What to work on ▸
Extract each line holding the word "components" from the entries.

Dataset excerpts ▸

· · · · · · ·

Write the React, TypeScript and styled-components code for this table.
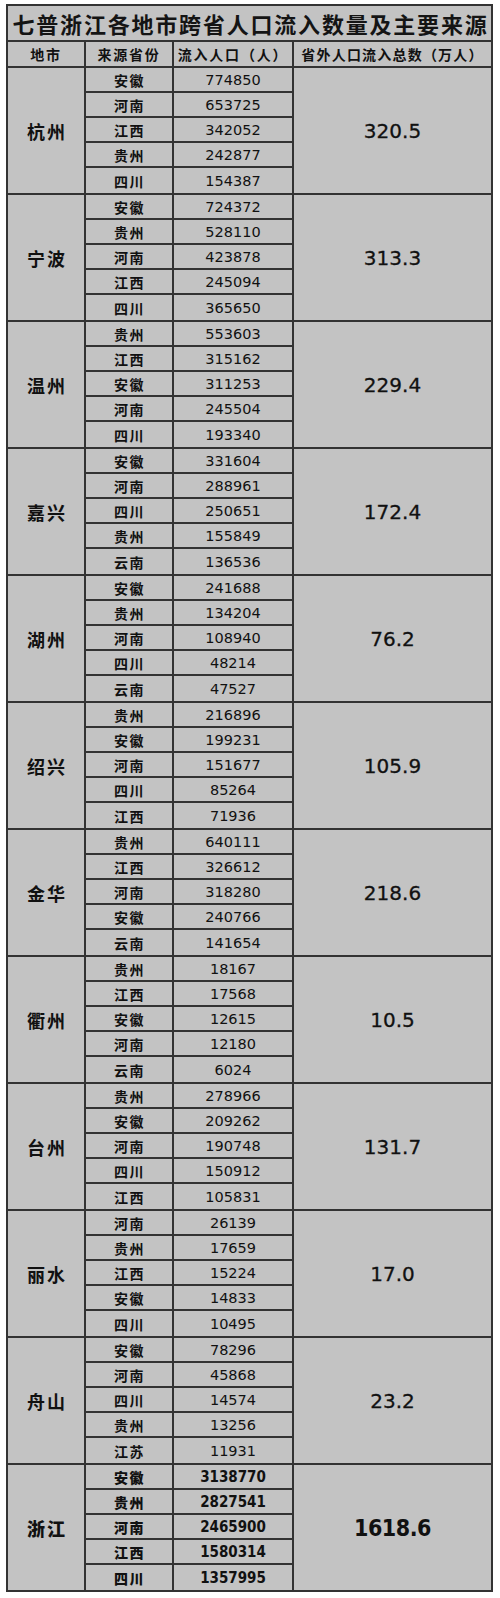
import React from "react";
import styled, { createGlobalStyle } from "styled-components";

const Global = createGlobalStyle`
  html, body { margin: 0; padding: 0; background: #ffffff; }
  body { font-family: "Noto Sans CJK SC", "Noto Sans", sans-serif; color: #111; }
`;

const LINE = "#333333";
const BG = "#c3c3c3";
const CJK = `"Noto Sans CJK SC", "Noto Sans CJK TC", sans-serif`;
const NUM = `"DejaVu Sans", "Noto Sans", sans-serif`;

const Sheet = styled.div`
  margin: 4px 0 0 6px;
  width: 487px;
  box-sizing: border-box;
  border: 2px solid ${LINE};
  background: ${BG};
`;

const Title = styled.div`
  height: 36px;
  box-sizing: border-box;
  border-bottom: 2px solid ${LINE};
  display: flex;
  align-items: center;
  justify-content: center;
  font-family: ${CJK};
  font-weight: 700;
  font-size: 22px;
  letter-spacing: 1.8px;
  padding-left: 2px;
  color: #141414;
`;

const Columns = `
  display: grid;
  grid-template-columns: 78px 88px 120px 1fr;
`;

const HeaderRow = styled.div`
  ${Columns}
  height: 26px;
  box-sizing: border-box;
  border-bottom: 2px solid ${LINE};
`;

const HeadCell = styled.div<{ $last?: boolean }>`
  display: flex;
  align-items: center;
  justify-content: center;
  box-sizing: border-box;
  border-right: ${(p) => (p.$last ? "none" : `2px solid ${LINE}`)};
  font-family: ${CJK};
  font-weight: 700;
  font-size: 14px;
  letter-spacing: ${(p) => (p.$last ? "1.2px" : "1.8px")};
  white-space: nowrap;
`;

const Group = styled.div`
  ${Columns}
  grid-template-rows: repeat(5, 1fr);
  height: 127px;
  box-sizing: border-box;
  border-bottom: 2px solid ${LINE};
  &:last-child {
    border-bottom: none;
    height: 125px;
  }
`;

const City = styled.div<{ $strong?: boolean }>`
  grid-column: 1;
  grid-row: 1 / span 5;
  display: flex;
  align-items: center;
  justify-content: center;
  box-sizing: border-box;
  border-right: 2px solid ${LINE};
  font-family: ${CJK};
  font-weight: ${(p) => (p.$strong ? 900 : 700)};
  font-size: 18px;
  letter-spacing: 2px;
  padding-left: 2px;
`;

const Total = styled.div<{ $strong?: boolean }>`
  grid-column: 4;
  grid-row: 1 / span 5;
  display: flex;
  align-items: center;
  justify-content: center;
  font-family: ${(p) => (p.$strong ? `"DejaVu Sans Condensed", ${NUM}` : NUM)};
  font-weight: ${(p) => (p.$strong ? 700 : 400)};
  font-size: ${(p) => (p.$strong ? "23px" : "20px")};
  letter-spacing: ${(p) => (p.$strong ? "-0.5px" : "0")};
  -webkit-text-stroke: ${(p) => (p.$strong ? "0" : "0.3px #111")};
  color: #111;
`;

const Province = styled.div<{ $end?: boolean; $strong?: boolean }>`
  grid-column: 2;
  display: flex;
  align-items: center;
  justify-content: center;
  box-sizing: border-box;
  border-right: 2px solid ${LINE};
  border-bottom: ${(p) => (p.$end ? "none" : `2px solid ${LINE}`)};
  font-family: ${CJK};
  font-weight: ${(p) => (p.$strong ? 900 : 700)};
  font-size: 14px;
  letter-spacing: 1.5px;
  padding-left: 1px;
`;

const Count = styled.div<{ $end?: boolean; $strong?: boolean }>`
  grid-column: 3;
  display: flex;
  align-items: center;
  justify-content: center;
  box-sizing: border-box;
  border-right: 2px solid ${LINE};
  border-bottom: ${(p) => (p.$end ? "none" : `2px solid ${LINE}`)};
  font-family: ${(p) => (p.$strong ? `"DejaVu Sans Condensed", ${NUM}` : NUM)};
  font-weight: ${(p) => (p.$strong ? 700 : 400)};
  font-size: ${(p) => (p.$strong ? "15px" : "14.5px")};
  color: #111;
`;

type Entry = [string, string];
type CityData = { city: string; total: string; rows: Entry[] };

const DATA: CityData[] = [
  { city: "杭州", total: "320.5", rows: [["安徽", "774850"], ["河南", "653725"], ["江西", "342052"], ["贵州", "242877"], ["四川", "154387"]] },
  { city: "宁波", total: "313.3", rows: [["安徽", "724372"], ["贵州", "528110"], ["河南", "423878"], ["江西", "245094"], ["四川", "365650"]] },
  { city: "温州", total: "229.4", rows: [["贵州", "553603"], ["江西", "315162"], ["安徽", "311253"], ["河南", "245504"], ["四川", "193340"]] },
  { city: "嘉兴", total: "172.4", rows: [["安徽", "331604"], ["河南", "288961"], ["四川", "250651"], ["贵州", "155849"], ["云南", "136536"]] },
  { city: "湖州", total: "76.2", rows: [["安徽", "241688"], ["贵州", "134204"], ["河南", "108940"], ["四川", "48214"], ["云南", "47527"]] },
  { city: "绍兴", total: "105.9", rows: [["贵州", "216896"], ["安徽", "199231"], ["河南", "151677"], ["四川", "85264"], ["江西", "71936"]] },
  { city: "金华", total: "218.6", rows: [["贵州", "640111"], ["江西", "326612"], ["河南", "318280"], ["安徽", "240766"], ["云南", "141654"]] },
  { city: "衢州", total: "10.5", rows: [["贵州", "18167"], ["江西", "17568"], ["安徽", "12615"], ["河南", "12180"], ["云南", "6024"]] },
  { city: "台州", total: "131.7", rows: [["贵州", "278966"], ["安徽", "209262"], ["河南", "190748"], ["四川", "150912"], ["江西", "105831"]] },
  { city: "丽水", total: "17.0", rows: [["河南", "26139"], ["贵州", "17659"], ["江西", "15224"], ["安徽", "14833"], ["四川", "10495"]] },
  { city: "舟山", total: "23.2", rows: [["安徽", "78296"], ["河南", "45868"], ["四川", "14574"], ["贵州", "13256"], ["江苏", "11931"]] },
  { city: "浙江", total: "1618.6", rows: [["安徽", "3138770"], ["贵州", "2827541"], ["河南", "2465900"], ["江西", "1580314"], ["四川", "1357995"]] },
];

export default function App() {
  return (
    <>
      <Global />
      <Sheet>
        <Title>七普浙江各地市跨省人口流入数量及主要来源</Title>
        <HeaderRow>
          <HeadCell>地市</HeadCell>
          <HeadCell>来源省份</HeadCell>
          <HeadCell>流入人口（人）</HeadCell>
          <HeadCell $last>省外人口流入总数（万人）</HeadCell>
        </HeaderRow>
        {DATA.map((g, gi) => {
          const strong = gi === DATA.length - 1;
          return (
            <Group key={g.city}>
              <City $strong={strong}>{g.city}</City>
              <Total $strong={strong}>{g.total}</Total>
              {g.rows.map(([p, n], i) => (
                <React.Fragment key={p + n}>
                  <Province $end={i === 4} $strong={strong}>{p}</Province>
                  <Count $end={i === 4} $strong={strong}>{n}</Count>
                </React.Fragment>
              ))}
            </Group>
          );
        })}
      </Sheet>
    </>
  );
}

· · · · · · ·

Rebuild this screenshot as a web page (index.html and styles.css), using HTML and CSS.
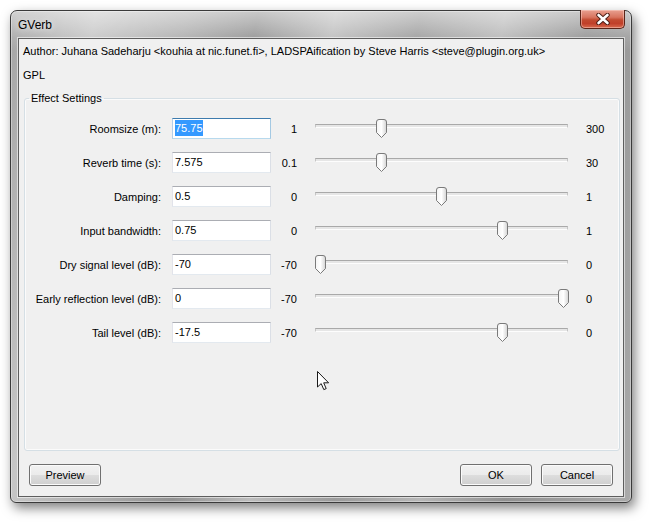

· · · · · · ·

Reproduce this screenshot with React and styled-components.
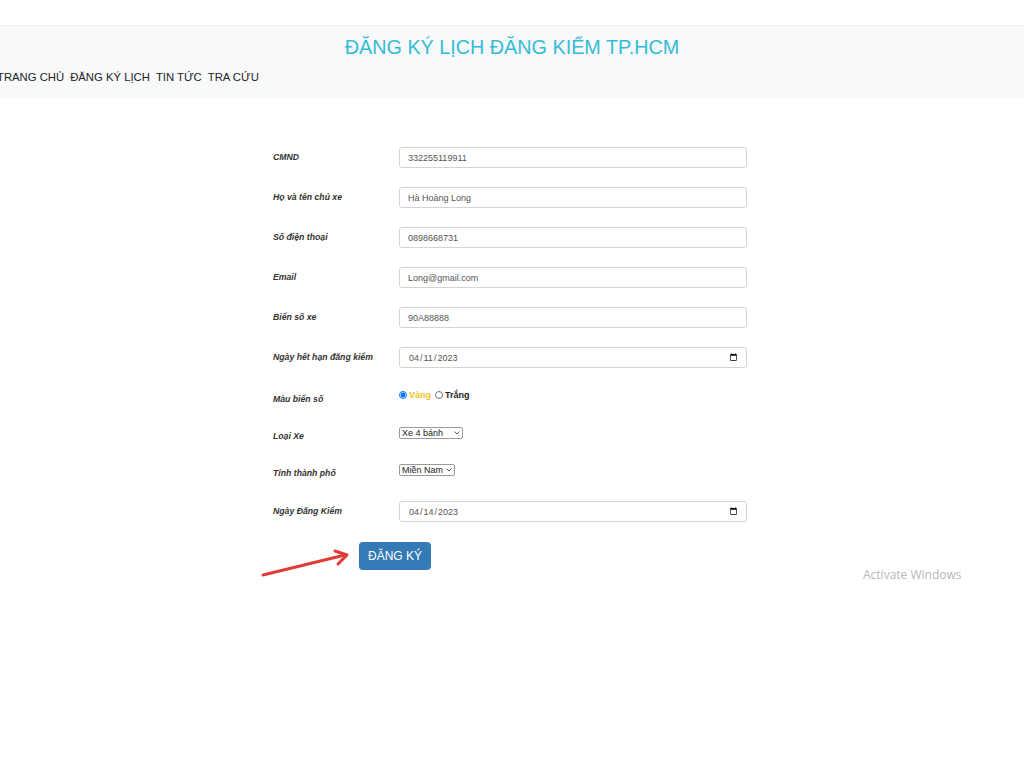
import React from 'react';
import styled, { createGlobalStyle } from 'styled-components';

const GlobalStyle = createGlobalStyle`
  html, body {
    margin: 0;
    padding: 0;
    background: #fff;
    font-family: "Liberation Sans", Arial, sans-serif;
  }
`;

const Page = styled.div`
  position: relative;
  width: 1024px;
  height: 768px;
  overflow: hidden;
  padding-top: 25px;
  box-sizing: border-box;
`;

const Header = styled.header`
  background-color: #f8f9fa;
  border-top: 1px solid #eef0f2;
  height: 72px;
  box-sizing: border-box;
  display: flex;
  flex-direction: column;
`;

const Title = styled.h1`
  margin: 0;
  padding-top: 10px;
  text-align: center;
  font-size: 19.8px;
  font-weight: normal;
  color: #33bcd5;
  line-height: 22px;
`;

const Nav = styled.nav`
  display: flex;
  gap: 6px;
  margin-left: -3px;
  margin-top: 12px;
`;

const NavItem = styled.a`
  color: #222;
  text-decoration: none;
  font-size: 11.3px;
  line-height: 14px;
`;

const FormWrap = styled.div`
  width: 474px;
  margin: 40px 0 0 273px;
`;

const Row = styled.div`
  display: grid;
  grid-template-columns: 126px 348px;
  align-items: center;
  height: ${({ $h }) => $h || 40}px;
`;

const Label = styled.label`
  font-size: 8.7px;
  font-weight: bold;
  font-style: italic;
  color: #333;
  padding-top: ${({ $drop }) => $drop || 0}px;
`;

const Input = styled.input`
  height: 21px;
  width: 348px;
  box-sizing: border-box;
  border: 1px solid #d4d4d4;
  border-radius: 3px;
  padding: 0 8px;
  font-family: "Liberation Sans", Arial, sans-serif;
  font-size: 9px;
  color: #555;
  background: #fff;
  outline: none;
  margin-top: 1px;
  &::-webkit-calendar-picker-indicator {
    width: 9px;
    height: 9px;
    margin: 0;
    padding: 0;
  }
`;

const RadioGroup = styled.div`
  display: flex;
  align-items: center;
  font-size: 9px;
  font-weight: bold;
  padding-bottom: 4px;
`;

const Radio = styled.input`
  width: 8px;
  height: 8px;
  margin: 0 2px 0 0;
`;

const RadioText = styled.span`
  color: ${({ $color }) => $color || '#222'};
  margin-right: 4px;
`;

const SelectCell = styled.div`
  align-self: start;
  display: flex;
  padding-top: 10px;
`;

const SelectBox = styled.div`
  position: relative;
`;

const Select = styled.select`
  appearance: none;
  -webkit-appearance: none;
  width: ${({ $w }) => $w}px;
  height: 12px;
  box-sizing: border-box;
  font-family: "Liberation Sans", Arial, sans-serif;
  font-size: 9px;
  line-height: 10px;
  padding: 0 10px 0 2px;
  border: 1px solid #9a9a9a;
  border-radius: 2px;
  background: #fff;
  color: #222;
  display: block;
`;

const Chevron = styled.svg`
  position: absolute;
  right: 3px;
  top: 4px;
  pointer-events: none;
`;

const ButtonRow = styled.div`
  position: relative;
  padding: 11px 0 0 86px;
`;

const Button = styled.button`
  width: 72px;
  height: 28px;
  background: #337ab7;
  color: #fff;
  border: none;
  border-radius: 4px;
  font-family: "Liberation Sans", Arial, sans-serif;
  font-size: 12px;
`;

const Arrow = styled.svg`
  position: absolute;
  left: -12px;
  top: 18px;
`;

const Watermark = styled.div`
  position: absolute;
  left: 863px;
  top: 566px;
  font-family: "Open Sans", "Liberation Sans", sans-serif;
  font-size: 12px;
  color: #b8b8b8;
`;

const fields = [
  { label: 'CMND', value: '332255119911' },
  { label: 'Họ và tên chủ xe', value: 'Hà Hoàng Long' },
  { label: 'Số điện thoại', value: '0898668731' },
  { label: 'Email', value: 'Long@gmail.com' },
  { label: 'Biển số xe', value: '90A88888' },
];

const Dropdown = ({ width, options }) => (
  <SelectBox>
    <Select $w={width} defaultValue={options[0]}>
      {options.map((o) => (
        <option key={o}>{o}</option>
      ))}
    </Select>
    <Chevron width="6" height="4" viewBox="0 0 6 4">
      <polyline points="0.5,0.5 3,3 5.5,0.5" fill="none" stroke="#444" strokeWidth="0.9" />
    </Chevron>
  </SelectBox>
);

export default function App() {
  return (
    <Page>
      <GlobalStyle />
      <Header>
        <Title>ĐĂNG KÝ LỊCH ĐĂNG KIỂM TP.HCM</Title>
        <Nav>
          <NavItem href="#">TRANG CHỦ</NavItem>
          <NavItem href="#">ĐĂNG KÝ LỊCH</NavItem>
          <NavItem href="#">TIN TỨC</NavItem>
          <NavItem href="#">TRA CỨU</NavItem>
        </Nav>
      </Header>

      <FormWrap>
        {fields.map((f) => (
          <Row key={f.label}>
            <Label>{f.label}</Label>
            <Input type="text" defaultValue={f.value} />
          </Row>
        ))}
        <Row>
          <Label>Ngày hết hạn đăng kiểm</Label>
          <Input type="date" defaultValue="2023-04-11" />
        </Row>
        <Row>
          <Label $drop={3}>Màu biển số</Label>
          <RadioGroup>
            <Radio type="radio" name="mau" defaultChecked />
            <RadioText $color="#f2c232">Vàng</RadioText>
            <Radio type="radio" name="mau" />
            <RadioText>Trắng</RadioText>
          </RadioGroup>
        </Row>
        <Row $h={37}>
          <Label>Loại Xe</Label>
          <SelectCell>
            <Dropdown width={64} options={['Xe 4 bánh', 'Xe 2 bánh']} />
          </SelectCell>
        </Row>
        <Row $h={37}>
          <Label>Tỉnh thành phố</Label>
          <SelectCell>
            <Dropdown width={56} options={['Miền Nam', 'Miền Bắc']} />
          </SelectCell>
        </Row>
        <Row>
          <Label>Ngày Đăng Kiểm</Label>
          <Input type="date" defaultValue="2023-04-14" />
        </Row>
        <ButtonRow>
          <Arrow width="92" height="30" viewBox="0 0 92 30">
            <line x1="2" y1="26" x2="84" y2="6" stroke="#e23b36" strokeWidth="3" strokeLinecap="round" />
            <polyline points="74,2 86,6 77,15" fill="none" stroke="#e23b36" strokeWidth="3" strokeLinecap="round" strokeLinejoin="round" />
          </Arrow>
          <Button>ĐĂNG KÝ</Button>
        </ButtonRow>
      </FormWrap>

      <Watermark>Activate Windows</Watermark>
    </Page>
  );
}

· · · · · · ·

Exercise solution ▸
Write the React, TypeScript and styled-components code for this table.
import styled, { createGlobalStyle } from "styled-components";
Reproduce this screenshot with React and styled-components.
import styled, { createGlobalStyle } from 'styled-components';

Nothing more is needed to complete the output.